Historic court ruling also raises questions for First Nations pursuing aboriginal title
In mid-October, as noted in a recent study, the Supreme Court of Canada upheld an earlier B.C. Court of Appeal ruling that will allow the Nechako Nations (Saik’uz First Nation and Stellat’en First Nation) to bring forward a damages claim against Rio Tinto, an aluminum industry giant.
The First Nations claim that the Kenney Dam (pictured above), which has operated for more than 60 years on the Nechako River, is causing significant environmental harm to the river and thus negatively affecting their fishing resources. The Nechako Nations are claiming aboriginal title on the land, which houses the Kenney Dam, however they have yet to prove title to the land. This judgement allows the First Nation to move forward with a damages claim without having proven aboriginal title. Allowing the Nechako Nations to do so could result in future aboriginal title litigation between First Nations and private parties—litigation that was previously only brought against governments.

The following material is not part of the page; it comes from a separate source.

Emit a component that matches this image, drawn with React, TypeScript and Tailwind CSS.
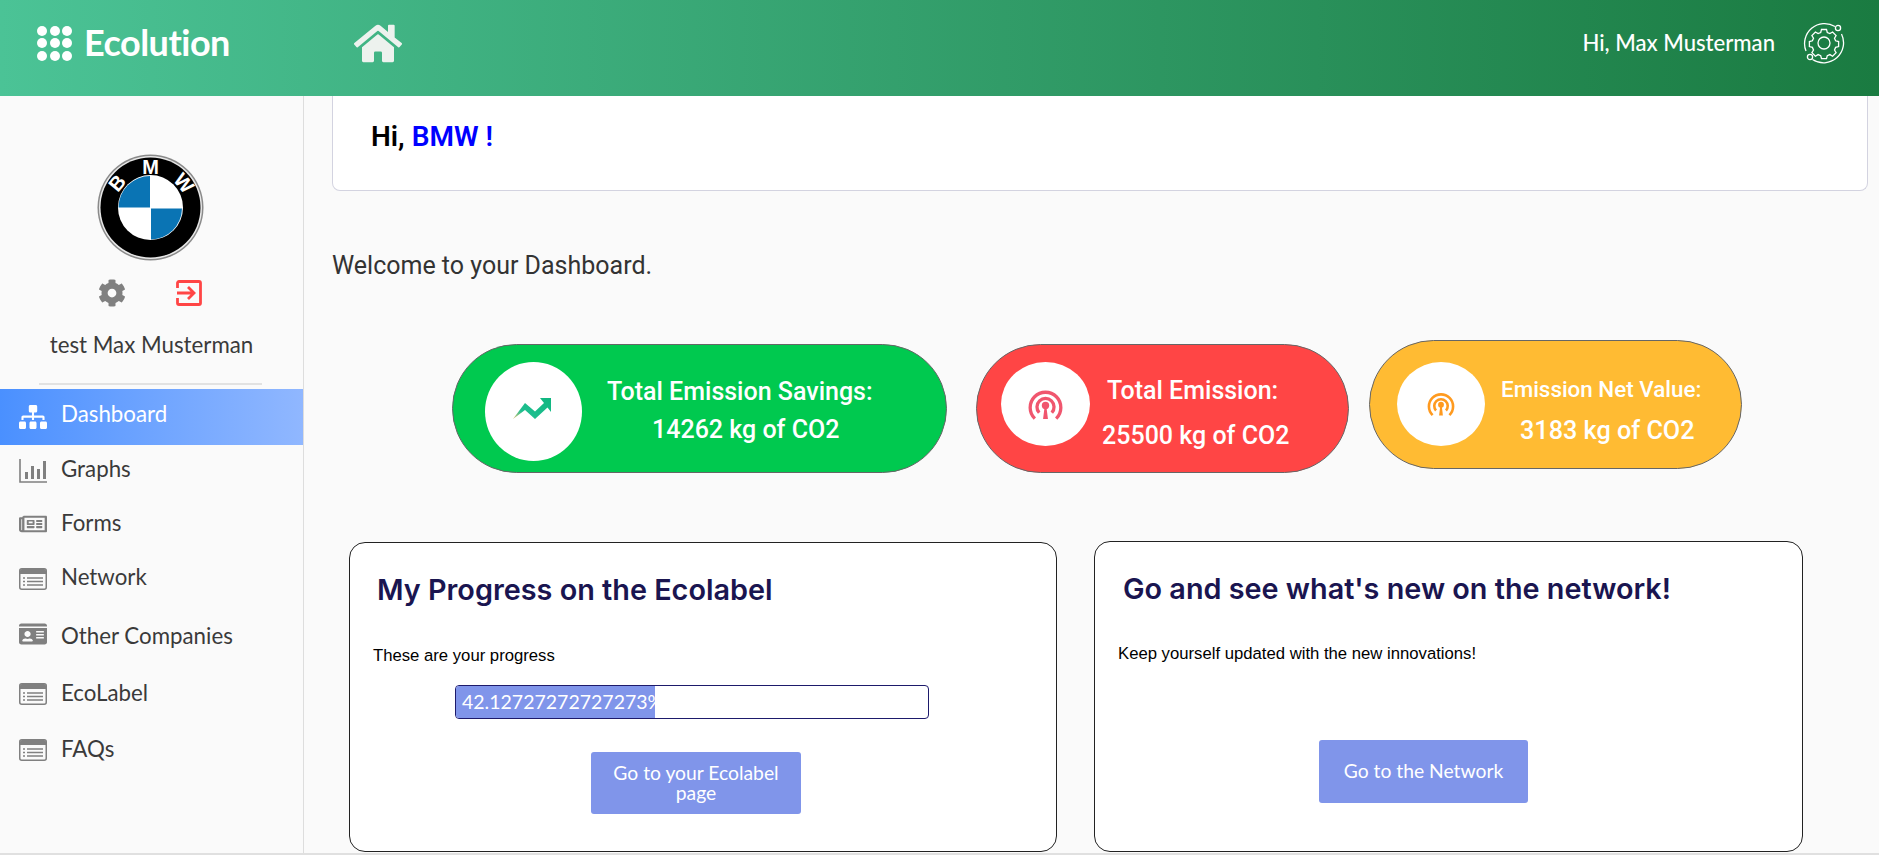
import { FaCog, FaHome, FaIdCard, FaRegNewspaper, FaSitemap } from "react-icons/fa";

const lato = "font-['Lato',sans-serif]";
const roboto = "font-['Roboto',sans-serif]";

function ListCardIcon() {
  return (
    <svg viewBox="0 0 28 22" className="h-[22px] w-[28px]" fill="none">
      <rect x="0.75" y="0.75" width="26.5" height="20.5" rx="2" stroke="#808080" strokeWidth="1.5" />
      <path d="M1 3a2 2 0 0 1 2-2h22a2 2 0 0 1 2 2v3H1z" fill="#808080" />
      <path d="M8 10h16M8 13.5h16M8 17h16M4 10h2M4 13.5h2M4 17h2" stroke="#808080" strokeWidth="1.5" />
    </svg>
  );
}

function GraphIcon() {
  return (
    <svg viewBox="0 0 28 24" className="h-[24px] w-[28px]" fill="none">
      <path d="M1 0v23h27" stroke="#808080" strokeWidth="1.6" />
      <rect x="6" y="13" width="3" height="7" fill="#808080" />
      <rect x="12" y="7" width="3" height="13" fill="#808080" />
      <rect x="18" y="10" width="3" height="10" fill="#808080" />
      <rect x="24" y="2" width="3" height="18" fill="#808080" />
    </svg>
  );
}

function ExitIcon() {
  return (
    <svg viewBox="0 0 26 26" className="h-[26px] w-[26px]" fill="none" stroke="#ff4545" strokeWidth="2.800">
      <path d="M1.500 8V3a1.500 1.500 0 0 1 1.500-1.500h20A1.500 1.500 0 0 1 24.500 3v20a1.500 1.500 0 0 1-1.500 1.500H3A1.500 1.500 0 0 1 1.500 23v-5" />
      <path d="M1 13h16M12 7l6 6-6 6" />
    </svg>
  );
}

function BmwLogo() {
  return (
    <svg viewBox="0 0 107 107" className="ml-[97px] block h-[107px] w-[107px]">
      <circle cx="53.5" cy="53.5" r="53" fill="#8a8a8a" />
      <circle cx="53.5" cy="53.5" r="51.5" fill="#e8e8e8" />
      <circle cx="53.5" cy="53.5" r="50" fill="#000" />
      <circle cx="53.5" cy="53.5" r="32.5" fill="#fff" />
      <path d="M53 22a31.5 31.5 0 0 0-31.5 31.5H53z" fill="#0a74b4" />
      <path d="M54 54.5h31a31.5 31.5 0 0 1-31 31z" fill="#0a74b4" />
      <g fill="#fff" fontFamily="Liberation Sans" fontWeight="700" fontSize="20" textAnchor="middle">
        <text x="53.5" y="19.5">M</text>
        <text x="20" y="36" transform="rotate(-50 20 29)">B</text>
        <text x="87" y="36" transform="rotate(50 87 29)">W</text>
      </g>
    </svg>
  );
}

function SettingsOrbit() {
  return (
    <svg viewBox="0 0 42 42" className="h-[42px] w-[42px]" fill="none" stroke="#fff" strokeWidth="1.3">
      <path d="M32 4.500A20 20 0 0 0 3 29" />
      <path d="M9.500 37.500A20 20 0 0 0 38.500 12" />
      <circle cx="35" cy="6" r="2.600" />
      <circle cx="7" cy="35" r="2.600" />
      <circle cx="21" cy="21" r="6" />
      <path d="M18.500 7.500h5l.8 3 2.600 1.100 2.700-1.600 3.500 3.500-1.600 2.700 1.100 2.600 3 .8v5l-3 .8-1.100 2.600 1.600 2.700-3.500 3.500-2.700-1.600-2.600 1.100-.8 3h-5l-.8-3-2.600-1.100-2.700 1.600-3.500-3.500 1.600-2.700-1.100-2.600-3-.8v-5l3-.8 1.100-2.600-1.600-2.700 3.500-3.500 2.700 1.600 2.600-1.100z" />
    </svg>
  );
}

function SignalIcon({ color, size }: { color: string; size: string }) {
  return (
    <svg viewBox="0 0 36 34" className={size} fill="none" stroke={color} strokeWidth="3.400">
      <path d="M7 31.500A15.800 15.800 0 1 1 29 31.500" />
      <path d="M11.500 25.500A8.800 8.800 0 1 1 24.500 25.500" />
      <circle cx="18" cy="18" r="3.800" fill={color} stroke="none" />
      <path d="M15.500 32l1.500-12h2l1.500 12z" fill={color} stroke="none" />
    </svg>
  );
}

function TrendIcon() {
  return (
    <svg viewBox="0 0 38 21" className="h-[21px] w-[38px]">
      <defs>
        <linearGradient id="trend" x1="0" y1="1" x2="1" y2="0">
          <stop offset="0" stopColor="#e8c070" />
          <stop offset="0.3" stopColor="#1fbf90" />
          <stop offset="1" stopColor="#0fb67f" />
        </linearGradient>
      </defs>
      <path d="M0 21 12 5l10 8.500 9-8.500-4-5h11v14l-3.500-4.500L22 21 12 12z" fill="url(#trend)" />
    </svg>
  );
}

const navItems = [
  { label: "Graphs", row: "h-[48px]", iconShift: "translate-y-[2px]", textShift: "", icon: <GraphIcon /> },
  {
    label: "Forms",
    row: "h-[60px]",
    iconShift: "translate-y-[1px]",
    textShift: "",
    icon: <FaRegNewspaper className="h-[22px] w-[28px] text-[#808080]" preserveAspectRatio="none" />,
  },
  { label: "Network", row: "h-[50px]", iconShift: "translate-y-[1px]", textShift: "-translate-y-[1px]", icon: <ListCardIcon /> },
  {
    label: "Other Companies",
    row: "h-[62px]",
    iconShift: "",
    textShift: "translate-y-[2px]",
    icon: <FaIdCard className="h-[24px] w-[28px] text-[#808080]" preserveAspectRatio="none" />,
  },
  { label: "EcoLabel", row: "h-[56px]", iconShift: "translate-y-[1px]", textShift: "", icon: <ListCardIcon /> },
  { label: "FAQs", row: "h-[56px]", iconShift: "translate-y-[1px]", textShift: "", icon: <ListCardIcon /> },
];

export default function App() {
  return (
    <div className="flex h-[855px] flex-col overflow-hidden bg-[#fafafa]">
      <header className="flex h-[96px] shrink-0 items-center bg-linear-to-r from-[#4bc396] to-[#1a7b41] pb-[10px] text-white">
        <div className="ml-[37px] grid w-[35px] grid-cols-3 gap-[2.5px]">
          {Array.from({ length: 9 }).map((_, i) => (
            <span key={i} className="h-[10px] w-[10px] rounded-full bg-white" />
          ))}
        </div>
        <span className={`${lato} ml-[12px] -translate-y-[1px] text-[36px] font-bold leading-none tracking-[-0.5px]`}>Ecolution</span>
        <FaHome className="ml-[124px] h-[43px] w-[48px] text-[#edf2ee]" />
        <span className={`${lato} ml-auto text-[22.1px] font-medium`}>Hi, Max Musterman</span>
        <span className="ml-[28px] mr-[34px]">
          <SettingsOrbit />
        </span>
      </header>

      <div className="flex min-h-0 flex-1 border-b-[2px] border-[#e0e0e0]">
        <aside className={`${lato} w-[304px] shrink-0 border-r border-[#dddddd] bg-[#fafafa] pt-[58px] text-[22.3px] text-[#3a3a3a]`}>
          <BmwLogo />
          <div className="mt-[18px] flex items-center pl-[98px]">
            <FaCog className="h-[28px] w-[28px] text-[#808080]" />
            <span className="ml-[50px]">
              <ExitIcon />
            </span>
          </div>
          <p className="mt-[24px] text-center leading-[28px]">test Max Musterman</p>
          <div className="ml-[39px] mr-[41px] mt-[24px] h-[2px] bg-[#e2e2e2]" />
          <div className="mt-[4px] flex h-[56px] items-center bg-linear-to-r from-[#4a90ff] to-[#90b7ff] pl-[19px] text-white">
            <FaSitemap className="h-[24px] w-[28px]" preserveAspectRatio="none" />
            <span className="ml-[14px] -translate-y-[3px]">Dashboard</span>
          </div>
          {navItems.map((item) => (
            <div key={item.label} className={`flex items-center pl-[19px] ${item.row}`}>
              <span className={item.iconShift}>{item.icon}</span>
              <span className={`ml-[14px] ${item.textShift}`}>{item.label}</span>
            </div>
          ))}
        </aside>

        <main className="min-w-0 flex-1">
          <div className="ml-[28px] mr-[11px] h-[95px] rounded-b-lg border border-t-0 border-[#d3d3e0] bg-white pl-[38px] pt-[22px]">
            <p className={`${roboto} text-[28px] font-semibold leading-[38px] text-black`}>
              Hi, <span className="text-[#0000ff]">BMW !</span>
            </p>
          </div>

          <p className={`${roboto} ml-[28px] mt-[59px] text-[25px] leading-[32px] text-[#333333]`}>
            Welcome to your Dashboard.
          </p>

          <div className={`${roboto} mt-[58px] flex items-start pl-[148px] text-[25px] font-medium leading-[32px] text-white`}>
            <div className="mt-[4px] flex h-[129px] w-[495px] items-start rounded-[65px] border border-[#666666] bg-[#00c94f]">
              <div className="ml-[32px] mt-[17px] flex h-[99px] w-[97px] items-center justify-center rounded-[50%] bg-white">
                <span className="-translate-x-[2px] -translate-y-[3px]">
                  <TrendIcon />
                </span>
              </div>
              <div className="whitespace-nowrap">
                <p className="ml-[25px] mt-[31px]">Total Emission Savings:</p>
                <p className="ml-[70px] mt-[6px]">14262 kg of CO2</p>
              </div>
            </div>
            <div className="ml-[29px] mt-[4px] flex h-[129px] w-[373px] items-start rounded-[65px] border border-[#666666] bg-[#ff4545]">
              <div className="ml-[24px] mt-[17px] flex h-[84px] w-[89px] items-center justify-center rounded-[50%] bg-white">
                <SignalIcon color="#f0566e" size="h-[33px] w-[35px]" />
              </div>
              <div className="whitespace-nowrap">
                <p className="ml-[17px] mt-[30px]">Total Emission:</p>
                <p className="ml-[12px] mt-[13px]">25500 kg of CO2</p>
              </div>
            </div>
            <div className="ml-[20px] flex h-[129px] w-[373px] items-start rounded-[65px] border border-[#666666] bg-[#ffbb33]">
              <div className="ml-[27px] mt-[21px] flex h-[84px] w-[88px] items-center justify-center rounded-[50%] bg-white">
                <SignalIcon color="#ff9a1f" size="h-[26px] w-[28px]" />
              </div>
              <div className="whitespace-nowrap">
                <p className="ml-[16px] mt-[32px] text-[22.4px]">Emission Net Value:</p>
                <p className="ml-[35px] mt-[10px] text-[25.2px]">3183 kg of CO2</p>
              </div>
            </div>
          </div>

          <div className="mt-[68px] flex items-start pl-[45px]">
            <section className="mt-[1px] h-[310px] w-[708px] rounded-[16px] border border-[#222222] bg-white">
              <h2 className="ml-[27px] mt-[28px] font-['Inter',sans-serif] text-[28.8px] font-semibold leading-[38px] text-[#1a1550]">
                My Progress on the Ecolabel
              </h2>
              <p className="ml-[23px] mt-[35px] font-['Liberation_Sans',sans-serif] text-[16.7px] leading-[24px] text-black">
                These are your progress
              </p>
              <div className="ml-[105px] mt-[17px] h-[34px] w-[474px] overflow-hidden rounded-[4px] border border-[#1d1a6b] bg-white">
                <div className={`${lato} h-full w-[42.127%] whitespace-nowrap bg-[#8095ea] pl-[6px] text-[19.5px] leading-[32px] text-white`}>
                  42.12727272727273%
                </div>
              </div>
              <div className={`${lato} ml-[241px] mt-[33px] flex h-[62px] w-[210px] items-center justify-center rounded-[3px] bg-[#8095ea] px-[18px] text-center text-[19.3px] leading-[20px] text-white`}>
                Go to your Ecolabel page
              </div>
            </section>
            <section className="ml-[37px] h-[311px] w-[709px] rounded-[16px] border border-[#222222] bg-white">
              <h2 className="ml-[28px] mt-[28px] font-['Inter',sans-serif] text-[28.8px] font-semibold leading-[38px] text-[#1a1550]">
                Go and see what's new on the network!
              </h2>
              <p className="ml-[23px] mt-[34px] font-['Liberation_Sans',sans-serif] text-[16.7px] leading-[24px] text-black">
                Keep yourself updated with the new innovations!
              </p>
              <div className={`${lato} ml-[224px] mt-[74px] flex h-[63px] w-[209px] items-center justify-center rounded-[3px] bg-[#8095ea] text-[19.3px] text-white`}>
                Go to the Network
              </div>
            </section>
          </div>
        </main>
      </div>
    </div>
  );
}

In addition to exposing private parties to litigation that was previously only brought against governments, this judgment will also impact economic development opportunities in places like British Columbia where the number one impediment for mining investment is uncertainty over disputed lands.
Furthermore, for First Nations pursing aboriginal title claims, this case raises several fundamental questions.
For example, if First Nations are now able to prove aboriginal title on land through litigation against private parties, will governments recognize that title? Or will governments require First Nations to re-litigate the case against the Crown?
These are important questions for First Nations, like the Nechako Nations, to ask because it could mean an additional 20 years of litigation.
For example, the Tsilhqot’in title case—the 2014 historic decision granting title for the first time on land outside a reserve—took more than 20 years to conclude. So if the provincial or federal governments do not recognize aboriginal title granted through litigation between a First Nation and private party that could mean First Nations would have to re-litigate their case against the Crown, which is not only costly for the First Nation but could add another decade before they are granted title from governments.
Through this recent decision, the Nechako Nations now have the opportunity to pursue a damages claim against Rio Tinto and prove aboriginal title to their claimed territory in the process.
It remains to be seen if they will move forward with this claim; but before they do, the Nechako Nations ought to seek clarity on these important questions.